The 1970s was simultaneous with the opening of several important museums connected to the history of art and design. Located in the heart of Tehran, the Glassware and Ceramic Museum of Iran called 'Abgineh Museum' (1976) is an invaluable collection of prehistory, ancient, and Islamic era glassware and ceramics. The objects in this museum demonstrate the various aspects of Iranians’ abilities in the design, decoration, and manufacture of functional vessels. In 1977, Reza Abbasi Museum was established and directed by Aydin Aghdashloo. It included collections of Iranian calligraphy from the prehistory era to the 19th century. The museum’s logo was designed by Morteza Momayez with the calligraphy of Mohammad Ehsaee. Aghdashloo also made some adjustments to its arabesque flower. This museum is a major resource for calligraphy and its different methods, Persian paintings, coffee house paintings, book decoration and manuscript illumination from the 14th to 18th centuries. The Carpet Museum (1977) is an extraordinary collection of Persian carpets and rugs from over 500 years ago until now. Founded in the 1970s, the museum aimed at documenting and collecting one of the most important aspects Iranian design, art, and culture. Finally, Tehran’s Museum of Contemporary Arts is the biggest collection of Iran’s and world’s contemporary art since the 19th century which was founded in 1977. The museum’s permanent collection is the most comprehensive and significant modern art collection outside Europe and North America.
Iranian Museum of Graphic Design, which will be discussed in this issue and was already reviewed in another issue of Neshan with a selection of its works, is the first and only graphic design museum in Iran and is the result of the collective efforts and lifelong dream of Iranian graphic designers.
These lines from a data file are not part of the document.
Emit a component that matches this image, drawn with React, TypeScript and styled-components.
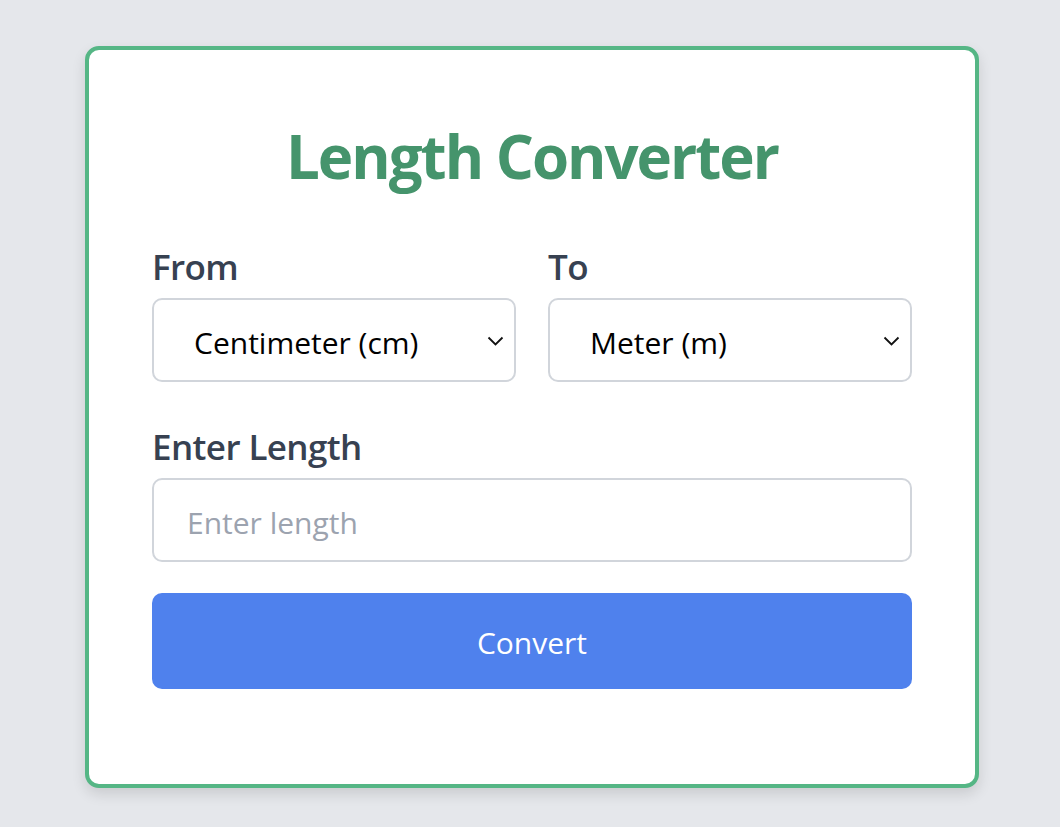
import React from 'react';

import styled, { createGlobalStyle } from 'styled-components';

const GlobalStyle = createGlobalStyle`
	html, body {
		margin: 0;
		padding: 0;
		background: #e5e7eb;
		font-family: 'Open Sans', 'Noto Sans', sans-serif;
	}
`;

const SPage = styled.div`
	min-height: 827px;
	display: flex;
	justify-content: center;
	padding: 46px 0 0 4px;
	box-sizing: border-box;
`;

const SCard = styled.div`
	width: 894px;
	height: 742px;
	box-sizing: border-box;
	background: #fff;
	border: 4px solid #55b685;
	border-radius: 14px;
	box-shadow: 0 6px 14px rgba(0, 0, 0, 0.12);
	padding: 70px 63px 0;
`;

const STitle = styled.h1`
	margin: 0 0 52px;
	text-align: center;
	font-size: 60px;
	line-height: 72px;
	font-weight: 700;
	color: #45946c;
	letter-spacing: -2px;
`;

const SRow = styled.div`
	display: grid;
	grid-template-columns: 1fr 1fr;
	gap: 32px;
	margin-bottom: 42px;
`;

const SField = styled.div`
	display: flex;
	flex-direction: column;
`;

const SLabel = styled.label`
	font-size: 35px;
	line-height: 46px;
	font-weight: 600;
	color: #374151;
	margin-bottom: 8px;
	letter-spacing: -0.6px;
`;

const SSelectWrap = styled.div`
	position: relative;
`;

const SSelect = styled.select`
	appearance: none;
	width: 100%;
	height: 84px;
	box-sizing: border-box;
	border: 2px solid #d1d5db;
	border-radius: 10px;
	background: #fff;
	padding: 4px 40px 0;
	font-family: inherit;
	font-size: 30px;
	color: #000;
`;

const SChevron = styled.svg`
	position: absolute;
	right: 12px;
	top: 38px;
	pointer-events: none;
`;

const SInput = styled.input`
	width: 100%;
	height: 84px;
	box-sizing: border-box;
	border: 2px solid #d1d5db;
	border-radius: 10px;
	padding: 4px 33px 0;
	font-family: inherit;
	font-size: 30px;
	margin-bottom: 31px;

	&::placeholder {
		color: #9ca3af;
	}
`;

const SButton = styled.button`
	width: 100%;
	height: 96px;
	border: none;
	border-radius: 10px;
	background: #4f81ed;
	color: #fff;
	font-family: inherit;
	font-size: 30px;
	padding-top: 4px;
`;

type SelectProps = {
	label: string;
	value: string;
	options: string[];
};

const UnitSelect: React.FC<SelectProps> = props => {
	return (
		<SField>
			<SLabel>{props.label}</SLabel>
			<SSelectWrap>
				<SSelect defaultValue={props.value}>
					{props.options.map(o => (
						<option key={o}>{o}</option>
					))}
				</SSelect>
				<SChevron width="17" height="10" viewBox="0 0 17 10">
					<path d="M1.5 1.5 L8.5 8.5 L15.5 1.5" fill="none" stroke="#111" strokeWidth="1.8" />
				</SChevron>
			</SSelectWrap>
		</SField>
	);
};

const units = ['Millimeter (mm)', 'Centimeter (cm)', 'Meter (m)', 'Kilometer (km)', 'Inch (in)', 'Foot (ft)'];

const App: React.FC = () => {
	return (
		<>
			<GlobalStyle />
			<SPage>
				<SCard>
					<STitle>Length Converter</STitle>
					<SRow>
						<UnitSelect label="From" value="Centimeter (cm)" options={units} />
						<UnitSelect label="To" value="Meter (m)" options={units} />
					</SRow>
					<SField>
						<SLabel>Enter Length</SLabel>
						<SInput placeholder="Enter length" />
					</SField>
					<SButton>Convert</SButton>
				</SCard>
			</SPage>
		</>
	);
};

export default App;
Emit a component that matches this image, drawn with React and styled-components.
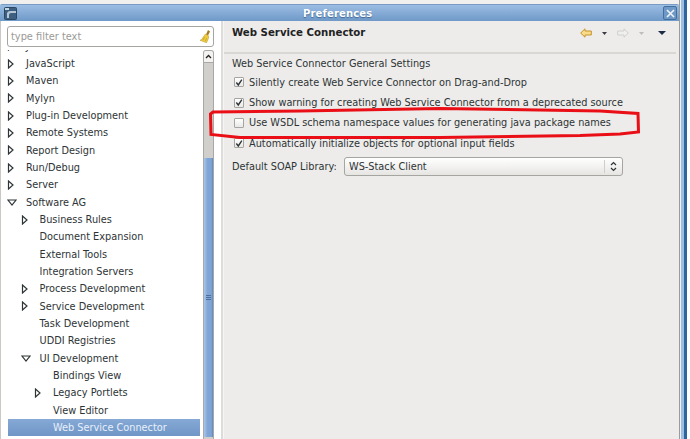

Based on the suggestion and insistence of Morteza Momayez, then president of the Iranian Graphic Design Society (IGDS), Majid Balouch enthusiastically became the head of the museum committee and his tireless efforts led to the establishment of the Iranian Museum of Graphic Design. Although there are about ten thousand pieces including the design tools, artworks, and publications such as posters, books, brochures, and magazines in the museum, there is still a need for further collection. There is a complete series of Neshan Magazine published since 2003 in the Iranian Museum of Graphic Design donated by Neshan Magazine in November 2017.
In this current issue, which is centered on design archives and museums, their prominent role will be discussed. Like the themes of the previous issues, the present issue is an introduction to this subject so that we can provide more detailed discussions in the future issues. This issue and its particular content focuses on the Iranian Museum of Graphic Design, Design Museums in Chicago, Zürich, New York, Amsterdam, and Moscow, and Istanbul’s Museum of Innocence. Meanwhile, the study of the dispersed archive in Iran, the graphic design archive in Royal College of London complement this issue’s theme.
Although the history of the establishment of design museums dates back to more than one century ago, the concept of a “design” museum is still unfamiliar to the public. Today’s museums narrate the stories of the past, while imagining for the future.